Posted by 윤선 in Australia, adoption, family, identity, life, parenting | 9 Comments
Luck: Gratitude’s Sidekick?
One concept/idea that seems to go hand-in-hand with gratitude in adoption is the idea of luck. This seems to come up regularly when people mention that we adoptees should be thankful for our being adopted. These days, I see many adoptive parents online talking about the countless amount of times they’ve had random people come up to them and say: “your child is so lucky to have been adopted by you. You’re doing a wonderful thing” bla bla bla. This is often followed by the assumption and idea that we adoptees should be grateful because of that luck that we’ve received in having been “saved” from our birth cultures.
There are many issues that accompany this “accusation” of luck. In thinking about my upbringing, I think I was lucky (HAHA) because either:
1. I didn’t have a lot of people say this to my Mum and/or me
or:
2. My Mum did a damn good job at covering up these statements made to her.

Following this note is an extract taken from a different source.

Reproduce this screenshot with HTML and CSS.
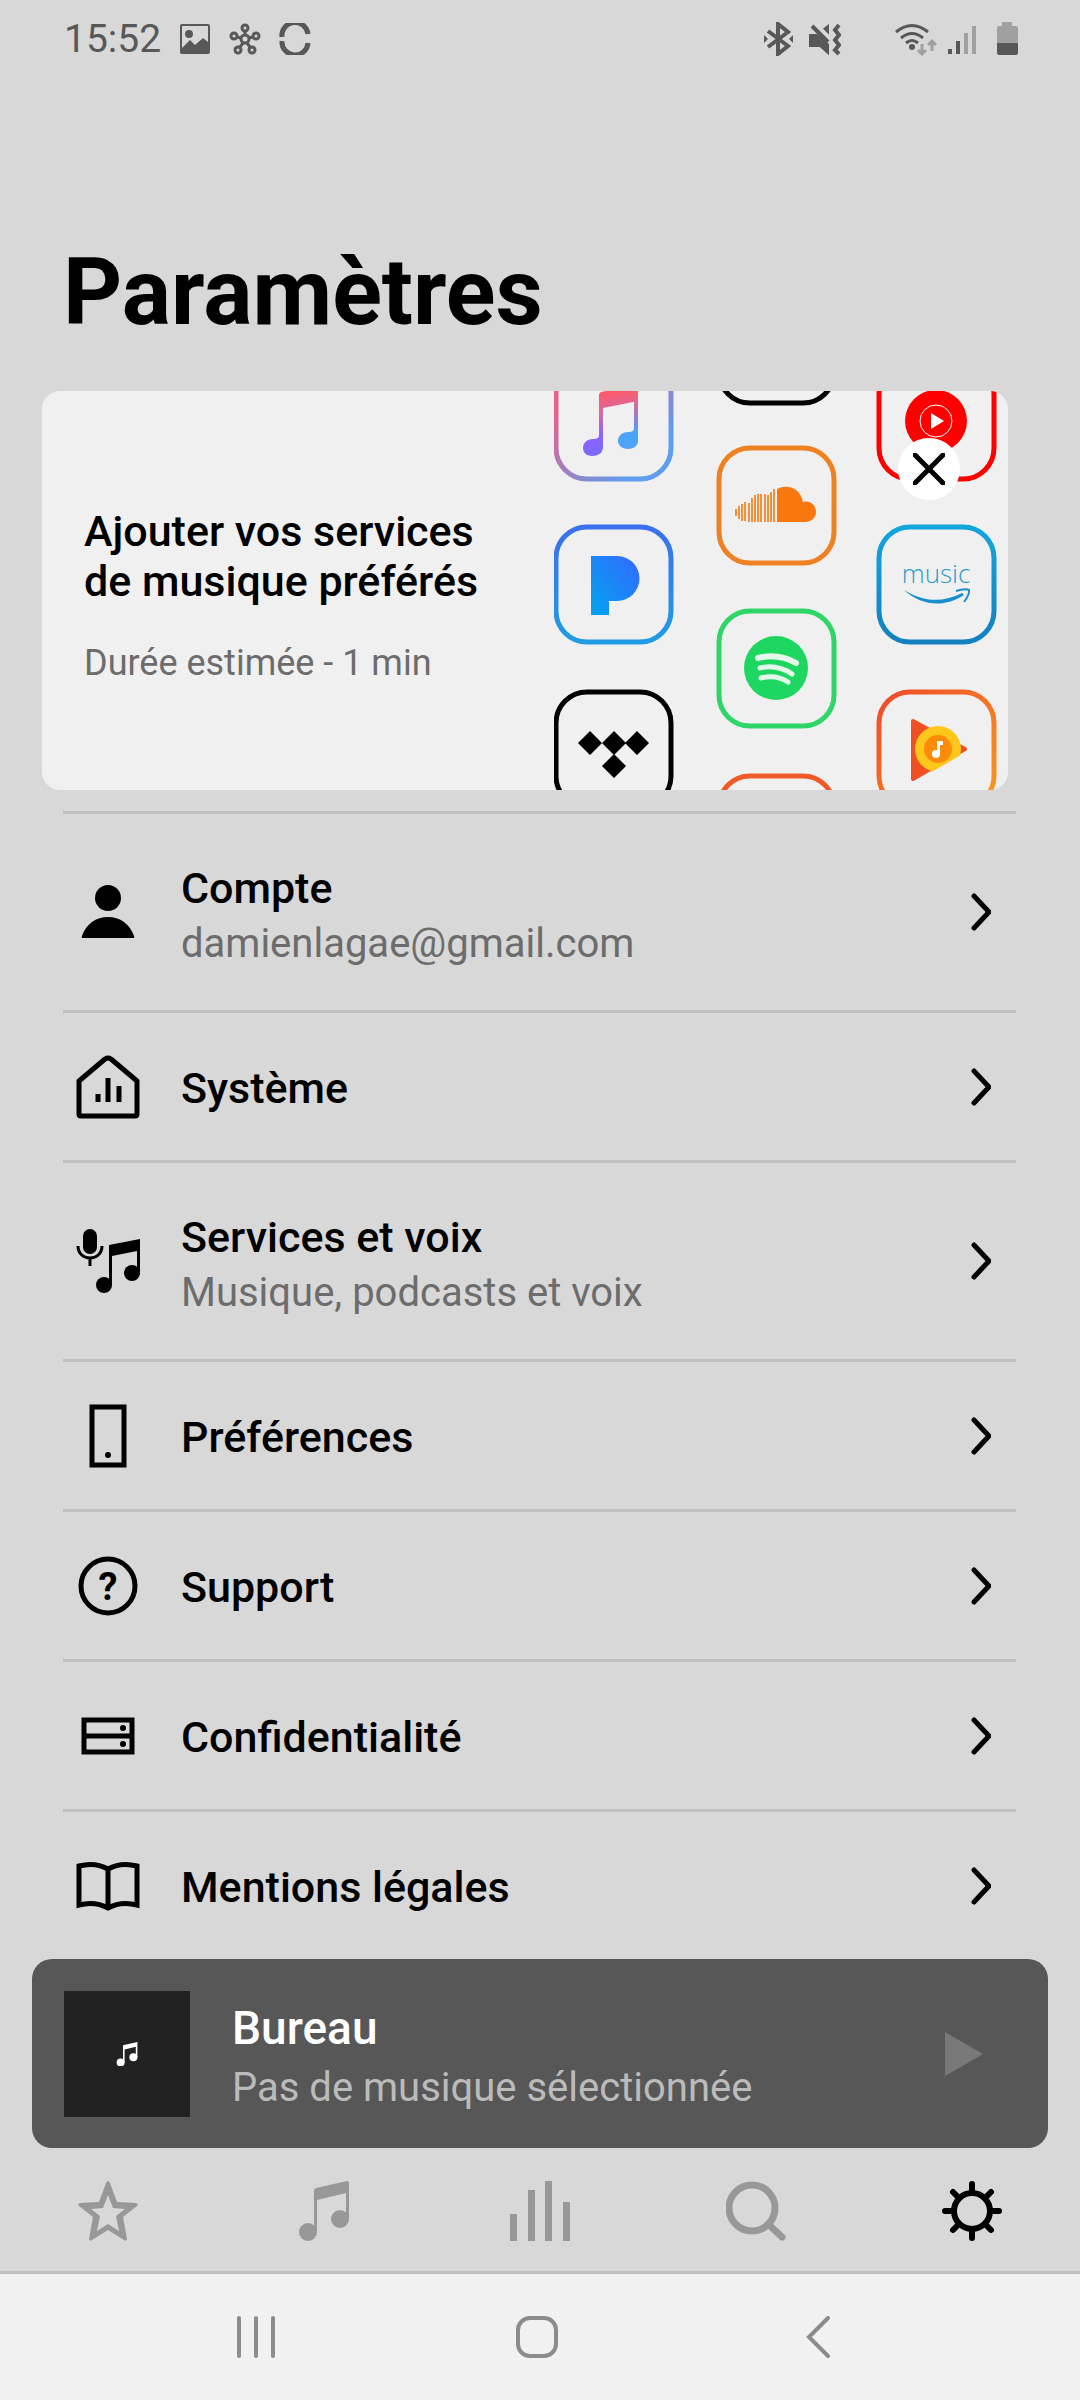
FILE: index.html
```html
<!DOCTYPE html>
<html lang="fr">
<head>
  <meta charset="UTF-8">
  <meta name="viewport" content="width=device-width, initial-scale=1.0">
  <title>Paramètres</title>
  <link rel="stylesheet" href="styles.css">
</head>
<body>
  <header class="status-bar">
    <span class="time">15:52</span>
    <svg width="32" height="32" viewBox="0 0 32 32"><path fill-rule="evenodd" d="M3 1h26a2 2 0 0 1 2 2v26a2 2 0 0 1-2 2H3a2 2 0 0 1-2-2V3a2 2 0 0 1 2-2zm0 2v22l8-8 5 5 8-7 5 4V3z"/><circle cx="10" cy="11" r="4"/></svg>
    <svg class="line" width="32" height="32" viewBox="0 0 32 32" stroke-width="3"><circle cx="16" cy="16" r="4"/><circle cx="16" cy="5" r="3"/><circle cx="5" cy="13" r="3"/><circle cx="27" cy="13" r="3"/><circle cx="9" cy="27" r="3"/><circle cx="23" cy="27" r="3"/><path d="M16 8v4M8 14l4 1M24 14l-4 1M11 24l3-4M21 24l-3-4"/></svg>
    <svg class="line" width="32" height="32" viewBox="0 0 32 32" stroke-width="5"><path d="M3 14a13 13 0 0 1 26-3M3 18a13 13 0 0 0 26 2"/></svg>
    <div class="status-right">
      <svg class="line" width="32" height="34" viewBox="0 0 32 34" stroke-width="4"><path d="M5 9l20 15-10 8V2l10 8L5 25"/><path class="solid" d="M1 13v8l4-4zM30 13v8l-4-4z"/></svg>
      <svg width="32" height="34" viewBox="0 0 32 34"><path d="M0 12h8l4-3 8 8v16l-9-8H0zM12 8l8-6v14z"/><path class="cut" d="M2 1l20 20"/><path d="M0 12h8l12 10v11l-9-8H0z"/><path class="line" stroke-width="4" d="M3 4l16 16M30 3l-4 5 4 5-4 5 4 5-4 5 4 4"/></svg>
      <svg class="wifi" width="39" height="34" viewBox="0 0 39 34"><path class="line" stroke-width="3" d="M1 10q16-13 32 0M6 16q11-9 22 0M11 21q6-5 12 0"/><circle cx="17" cy="25" r="3"/><path class="line faded" stroke-width="3" d="M27 22v9M23 28l4 4 4-4M37 29v-9M33 23l4-4 4 4"/></svg>
      <svg class="line" width="28" height="34" viewBox="0 0 28 34" stroke-width="4"><path d="M2 27v5M10 19v13"/><path class="faded" d="M18 11v21M26 4v28"/></svg>
      <svg width="36" height="34" viewBox="0 0 36 34"><path fill="#a0a0a0" d="M7 6a2 2 0 0 1 2-2h3V0h10v4h4a2 2 0 0 1 2 2v16H7z"/><path d="M7 21h21v10a2 2 0 0 1-2 2H9a2 2 0 0 1-2-2z"/></svg>
    </div>
  </header>

  <main>
    <h1>Paramètres</h1>

    <section class="banner">
      <div class="banner-text">
        <h2>Ajouter vos services<br>de musique préférés</h2>
        <p>Durée estimée - 1 min</p>
      </div>
      <svg class="services" width="454" height="399" viewBox="0 0 454 399">
        <defs>
          <linearGradient id="apple-frame" x1="0" y1="0" x2="1" y2="1"><stop offset=".2" stop-color="#e8608c"/><stop offset=".8" stop-color="#5f9dee"/></linearGradient>
          <linearGradient id="apple-note" gradientUnits="userSpaceOnUse" x1="50" y1="0" x2="60" y2="62"><stop offset="0" stop-color="#ff5b62"/><stop offset=".35" stop-color="#d967a4"/><stop offset=".7" stop-color="#8b64ff"/><stop offset="1" stop-color="#7a6aff"/></linearGradient>
          <linearGradient id="apple-right" gradientUnits="userSpaceOnUse" x1="0" y1="5" x2="0" y2="55"><stop offset="0" stop-color="#f26378"/><stop offset=".6" stop-color="#6a90f0"/><stop offset="1" stop-color="#4da3f8"/></linearGradient>
          <linearGradient id="pandora" x1="1" y1="0" x2="0" y2="1"><stop offset="0" stop-color="#3668ff"/><stop offset="1" stop-color="#00a5ee"/></linearGradient>
          <linearGradient id="pandora-frame" x1="0" y1="0" x2="0" y2="1"><stop offset="0" stop-color="#3b70ee"/><stop offset="1" stop-color="#1f9ce4"/></linearGradient>
          <linearGradient id="amazon" x1="0" y1="0" x2="0" y2="1"><stop offset="0" stop-color="#12a6dc"/><stop offset="1" stop-color="#1480c0"/></linearGradient>
          <linearGradient id="play-frame" x1="0" y1="0" x2="1" y2="1"><stop offset="0" stop-color="#ee4a2c"/><stop offset="1" stop-color="#fb9a1c"/></linearGradient>
          <clipPath id="play-clip"><path d="M357 310h62v47l-62 36z"/></clipPath>
        </defs>

        <!-- first column -->
        <rect class="tile" x="2" y="-27" width="115" height="115" rx="31" stroke="url(#apple-frame)"/>
        <path fill="url(#apple-note)" d="M45 4q0-2 2-3l5-1h32v10L49 17v40h-4z"/>
        <path fill="url(#apple-right)" d="M80 0h4v50h-4z"/>
        <path fill="url(#apple-note)" d="M49 48v8c0 6-5 9-11 9-5 0-9-3-9-8s4-9 10-9c4 0 6-1 6-4z"/>
        <path fill="#4da3f8" d="M84 38v12c0 5-5 8-10 8s-10-3-10-8 4-9 10-9c4 0 6-1 6-4z"/>
        <rect class="tile" x="2" y="136" width="115" height="115" rx="31" stroke="url(#pandora-frame)"/>
        <path fill="url(#pandora)" d="M37 165h26a22 22 0 0 1 0 45h-8v14H37z"/>
        <rect class="tile" x="2" y="301" width="115" height="115" rx="31" stroke="#000"/>
        <path d="M36 340l12 12-12 12-12-12zM60 340l12 12-12 12-12-12zM83 340l12 12-12 12-12-12zM60 363l12 12-12 12-12-12z"/>

        <!-- second column -->
        <rect class="tile" x="165" y="-103" width="115" height="115" rx="31" stroke="#000"/>
        <rect class="tile" x="165" y="57" width="115" height="115" rx="31" stroke="#ee8122"/>
        <path fill="#f8770f" d="M223 98c11-6 24 0 26 13 7-2 13 3 13 10 0 6-5 10-11 10h-28z"/>
        <path fill="none" stroke="#f8770f" stroke-width="2" opacity=".8" d="M182 118v7M185 115v13M188 113v17M191 111v19M195 112v19M198 107v24M201 104v27M204 103v28M207 103v28M211 103v28M214 104v27M217 101v30M220 98v33"/>
        <rect class="tile" x="165" y="220" width="115" height="115" rx="31" stroke="#2fd566"/>
        <circle cx="222" cy="277" r="32" fill="#1ed760"/>
        <path fill="none" stroke="#e4f7ea" stroke-linecap="round" stroke-width="6" d="M204 267q20-5 38 5"/>
        <path fill="none" stroke="#e4f7ea" stroke-linecap="round" stroke-width="5" d="M206 277q17-4 32 6M207 287q15-4 27 4"/>
        <rect class="tile" x="165" y="385" width="115" height="115" rx="31" stroke="#f05a28"/>

        <!-- third column -->
        <rect class="tile" x="325" y="-27" width="115" height="115" rx="31" stroke="#f00"/>
        <circle cx="382" cy="30" r="31" fill="#f00"/>
        <circle cx="382" cy="30" r="16" fill="none" stroke="#fff"/>
        <path fill="#fff" d="M377 22v16l13-8z"/>
        <rect class="tile" x="325" y="136" width="115" height="115" rx="31" stroke="url(#amazon)"/>
        <text class="amazon-name" x="382" y="192">music</text>
        <path fill="#168fcb" d="M350 199c19 12 39 13 58 3l2 2c-20 13-42 11-60-5z"/>
        <path fill="none" stroke="#168fcb" stroke-width="2" d="M402 200q9-3 13-1 1 4-5 12"/>
        <rect class="tile" x="325" y="301" width="115" height="115" rx="31" stroke="url(#play-frame)"/>
        <path fill="#f04e23" stroke="#f04e23" stroke-linejoin="round" stroke-width="4" d="M359 330l52 28-52 30z"/>
        <g clip-path="url(#play-clip)">
          <circle cx="384" cy="358" r="23" fill="#ffc61c"/>
          <circle cx="384" cy="358" r="14" fill="#fb8c0a"/>
        </g>
        <circle cx="382" cy="363" r="4" fill="#fff"/>
        <path fill="#fff" d="M383 350h6v4h-3v9h-3z"/>
      </svg>
      <button class="close" aria-label="Fermer">
        <svg width="32" height="32" viewBox="0 0 32 32"><path d="M2 2l28 28M30 2L2 30"/></svg>
      </button>
    </section>

    <nav class="settings">
      <a href="#compte" class="row tall">
        <svg class="icon" viewBox="0 0 64 64"><circle cx="32" cy="18" r="13"/><path d="M7 58q-2 0-1-2c4-12 14-19 26-19s22 7 26 19q1 2-1 2z"/></svg>
        <span class="label">Compte<small>damienlagae@gmail.com</small></span>
        <svg class="chevron" viewBox="0 0 20 38"><path d="M3 3l15 16L3 35"/></svg>
      </a>
      <a href="#systeme" class="row">
        <svg class="icon outline" viewBox="0 0 64 64"><path d="M3 26L29 4q3-2 6 0l26 22v33q0 2-2 2H5q-2 0-2-2z"/><path d="M22 39v8M32 23v24M43 31v16"/></svg>
        <span class="label">Système</span>
        <svg class="chevron" viewBox="0 0 20 38"><path d="M3 3l15 16L3 35"/></svg>
      </a>
      <a href="#services" class="row tall">
        <svg class="icon" viewBox="0 0 64 64"><rect x="7" y="0" width="14" height="25" rx="7"/><path class="thin" d="M2 17c0 16 24 16 24 0M14 29v8"/><path d="M33 16l31-6v33h-3V22l-25 5v29h-3z"/><circle cx="28" cy="56" r="8"/><circle cx="56" cy="44" r="8"/></svg>
        <span class="label">Services et voix<small>Musique, podcasts et voix</small></span>
        <svg class="chevron" viewBox="0 0 20 38"><path d="M3 3l15 16L3 35"/></svg>
      </a>
      <a href="#preferences" class="row">
        <svg class="icon outline" viewBox="0 0 64 64"><path stroke-linejoin="miter" d="M16 3h32v58H16z"/><circle class="dot" cx="32" cy="51" r="3"/></svg>
        <span class="label">Préférences</span>
        <svg class="chevron" viewBox="0 0 20 38"><path d="M3 3l15 16L3 35"/></svg>
      </a>
      <a href="#support" class="row">
        <svg class="icon outline" viewBox="0 0 64 64"><circle cx="32" cy="32" r="27"/><text class="question" x="32" y="46">?</text></svg>
        <span class="label">Support</span>
        <svg class="chevron" viewBox="0 0 20 38"><path d="M3 3l15 16L3 35"/></svg>
      </a>
      <a href="#confidentialite" class="row">
        <svg class="icon outline" viewBox="0 0 64 64"><path stroke-linejoin="miter" d="M8 16h48v32H8zM8 32h48"/><circle class="dot" cx="47" cy="24" r="3"/><circle class="dot" cx="47" cy="40" r="3"/></svg>
        <span class="label">Confidentialité</span>
        <svg class="chevron" viewBox="0 0 20 38"><path d="M3 3l15 16L3 35"/></svg>
      </a>
      <a href="#mentions" class="row">
        <svg class="icon outline" viewBox="0 0 64 64"><path stroke-linejoin="miter" d="M32 15C23 10 14 9 3 12v39c11-3 20-2 29 3 9-5 18-6 29-3V12c-11-3-20-2-29 3z"/><path d="M32 15v38"/></svg>
        <span class="label">Mentions légales</span>
        <svg class="chevron" viewBox="0 0 20 38"><path d="M3 3l15 16L3 35"/></svg>
      </a>
    </nav>
  </main>

  <section class="player">
    <div class="cover">
      <svg width="22" height="24" viewBox="0 0 52 60"><path d="M16 8l36-8v38h-4V12l-28 7v32h-4z"/><circle cx="10" cy="51" r="10"/><circle cx="42" cy="38" r="10"/></svg>
    </div>
    <div class="track">
      <strong>Bureau</strong>
      <span>Pas de musique sélectionnée</span>
    </div>
    <button class="play" aria-label="Lecture">
      <svg width="38" height="44" viewBox="0 0 38 44"><path d="M0 0l38 22L0 44z"/></svg>
    </button>
  </section>

  <nav class="tabs">
    <a href="#favoris" aria-label="Favoris"><svg width="60" height="60" viewBox="0 0 60 60"><path fill-rule="evenodd" d="M30 0q1 0 2 2l7 19 19 1q3 1 1 3L45 36l4 22q-1 3-3 1L30 49 14 59q-2 2-3-1l4-22L1 25q-2-2 1-3l19-1 7-19q1-2 2-2zm0 14l-5 13-12 1 9 7-3 15 11-7 11 7-3-15 9-7-12-1z"/></svg></a>
    <a href="#musique" aria-label="Musique"><svg width="52" height="60" viewBox="0 0 52 60"><path d="M16 9q0-1 2-2L49 0q2 0 2 2v36h-3V12L19 19v32h-3z"/><circle cx="10" cy="51" r="9"/><circle cx="42" cy="38" r="9"/></svg></a>
    <a href="#pieces" aria-label="Pièces"><svg width="60" height="60" viewBox="0 0 60 60"><path d="M0 33h7v27H0zM18 9h7v51h-7zM35 0h7v60h-7zM53 21h7v39h-7z"/></svg></a>
    <a href="#recherche" aria-label="Rechercher"><svg class="search" width="60" height="60" viewBox="0 0 60 60"><circle cx="26" cy="27" r="23"/><path d="M42 43l14 13"/></svg></a>
    <a href="#parametres" aria-label="Paramètres" class="active"><svg class="gear" width="60" height="60" viewBox="0 0 60 60"><circle cx="30" cy="30" r="18"/><path d="M30 3v7M30 50v7M3 30h7M50 30h7M11 11l5 5M44 44l5 5M49 11l-5 5M11 49l5-5"/></svg></a>
  </nav>

  <footer class="system-nav">
    <button aria-label="Applications récentes"><svg width="40" height="42" viewBox="0 0 40 42"><path d="M3 2v38M20 2v38M37 2v38"/></svg></button>
    <button aria-label="Accueil"><svg width="44" height="44" viewBox="0 0 44 44"><rect x="3" y="3" width="38" height="38" rx="12"/></svg></button>
    <button aria-label="Retour"><svg width="24" height="42" viewBox="0 0 24 42"><path d="M22 2L3 21l19 19"/></svg></button>
  </footer>
</body>
</html>
```
FILE: styles.css
```css
* {
  box-sizing: border-box;
}

body {
  margin: 0;
  min-height: 100vh;
  display: flex;
  flex-direction: column;
  background: #d8d8d8;
  color: #000;
  font-family: Roboto, "Liberation Sans", sans-serif;
}

svg {
  display: block;
  flex: none;
}

button {
  padding: 0;
  border: none;
  background: none;
  cursor: pointer;
}

a {
  color: inherit;
  text-decoration: none;
}

/* Status bar */
.status-bar {
  display: flex;
  align-items: center;
  gap: 18px;
  height: 78px;
  padding: 0 54px 0 64px;
  color: #585858;
  fill: #585858;
}

.time {
  font-size: 39px;
}

.status-bar .line {
  fill: none;
  stroke: #585858;
}

.status-bar .faded {
  stroke: #a0a0a0;
}

.status-bar .solid {
  fill: #585858;
  stroke: none;
}

.status-bar .cut {
  stroke: #d8d8d8;
  stroke-width: 9px;
}

.status-right {
  display: flex;
  gap: 14px;
  margin-left: auto;
}

.wifi {
  margin-left: 40px;
  overflow: visible;
}

/* Title */
h1 {
  margin: 161px 63px 44px;
  font-size: 92px;
  line-height: 108px;
  font-weight: 700;
}

/* Banner */
.banner {
  position: relative;
  display: flex;
  align-items: center;
  justify-content: space-between;
  margin: 0 72px 21px 42px;
  border-radius: 18px;
  background: #f0f0f0;
  overflow: hidden;
}

.banner-text {
  padding: 8px 0 0 42px;
}

.banner h2 {
  margin: 0 0 36px;
  font-size: 43px;
  line-height: 50px;
  font-weight: 500;
}

.banner p {
  margin: 0;
  font-size: 36px;
  line-height: 42px;
  color: #6c6c6c;
}

.tile {
  fill: none;
  stroke-width: 5px;
}

.amazon-name {
  font-family: "Open Sans", sans-serif;
  font-size: 26px;
  font-weight: 300;
  text-anchor: middle;
  fill: #2b9ccb;
}

.close {
  position: absolute;
  top: 47px;
  right: 48px;
  display: grid;
  place-items: center;
  width: 62px;
  height: 62px;
  border-radius: 50%;
  background: #fff;
}

.close svg {
  stroke: #000;
  stroke-width: 5px;
  stroke-linecap: round;
}

/* Settings list */
.settings {
  margin: 0 64px 0 63px;
}

.row {
  display: flex;
  align-items: center;
  height: 150px;
  padding: 0 25px 0 13px;
  border-top: 3px solid #c0c0c0;
}

.row.tall {
  height: 199px;
}

.icon {
  width: 64px;
  height: 64px;
}

.outline {
  fill: none;
  stroke: #000;
  stroke-width: 5px;
  stroke-linejoin: round;
}

.thin {
  fill: none;
  stroke: #000;
  stroke-width: 3px;
}

.dot {
  fill: #000;
  stroke: none;
}

.question {
  font-size: 38px;
  font-weight: 700;
  text-anchor: middle;
  fill: #000;
  stroke: none;
}

.label {
  flex: 1;
  padding: 3px 0 0 41px;
  font-size: 43px;
  line-height: 56px;
  font-weight: 500;
}

.tall .label {
  padding-top: 7px;
}

.label small {
  display: block;
  font-size: 40px;
  font-weight: 400;
  color: #6c6c6c;
}

.chevron {
  width: 20px;
  height: 38px;
  fill: none;
  stroke: #000;
  stroke-width: 5px;
  stroke-linecap: round;
}

/* Player */
.player {
  display: flex;
  align-items: center;
  height: 189px;
  margin: 0 32px;
  padding: 0 65px 0 32px;
  border-radius: 20px;
  background: #575757;
}

.cover {
  display: grid;
  place-items: center;
  width: 126px;
  height: 126px;
  background: #222;
}

.cover svg {
  fill: #fff;
}

.track {
  flex: 1;
  padding: 8px 0 0 42px;
}

.track strong,
.track span {
  display: block;
  line-height: 60px;
}

.track strong {
  font-size: 46px;
  font-weight: 500;
  color: #fff;
}

.track span {
  font-size: 40px;
  color: #bbb;
}

.play svg {
  fill: #797979;
}

/* Tabs */
.tabs {
  display: grid;
  grid-template-columns: repeat(5, 1fr);
  height: 126px;
  padding-top: 3px;
  border-bottom: 3px solid #c0c0c0;
}

.tabs a {
  display: grid;
  place-items: center;
  color: #989898;
}

.tabs a.active {
  color: #000;
}

.tabs svg {
  fill: currentColor;
}

.tabs .search,
.tabs .gear {
  fill: none;
  stroke: currentColor;
  stroke-width: 6px;
  stroke-linecap: round;
}

.tabs .search {
  stroke-width: 7px;
}

/* System navigation */
.system-nav {
  flex: 1;
  display: grid;
  grid-template-columns: repeat(3, 1fr);
  min-height: 126px;
  padding: 0 121px 0 115px;
  background: #f1f1f1;
}

.system-nav button {
  display: grid;
  place-items: center;
}

.system-nav svg {
  fill: none;
  stroke: #8c8c8c;
  stroke-width: 4px;
  stroke-linecap: round;
}
```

I don’t recall hearing these sorts of statements a lot, as a child. Like I said, it could simply be because my Mum did wonderfully well at not allowing me to hear that crap. As an adult, though, my heart goes out to the young adoptees that do get exposed to these sorts of ignorant and uneducated statements.
Saying that we’re “lucky” to have been adopted out of our countries of birth implies many things. It implies that:
1. Our birth cultures/families were awful, uncaring places/people.
2. We were born illegitimately, so it’s “lucky” we don’t have to spend our lives living in poverty and shame.
3. Our adoptive parents are saviours to whom we should forever be indebted.
4. If we don’t feel “lucky” and “grateful”, we’re awful, selfish and uncaring.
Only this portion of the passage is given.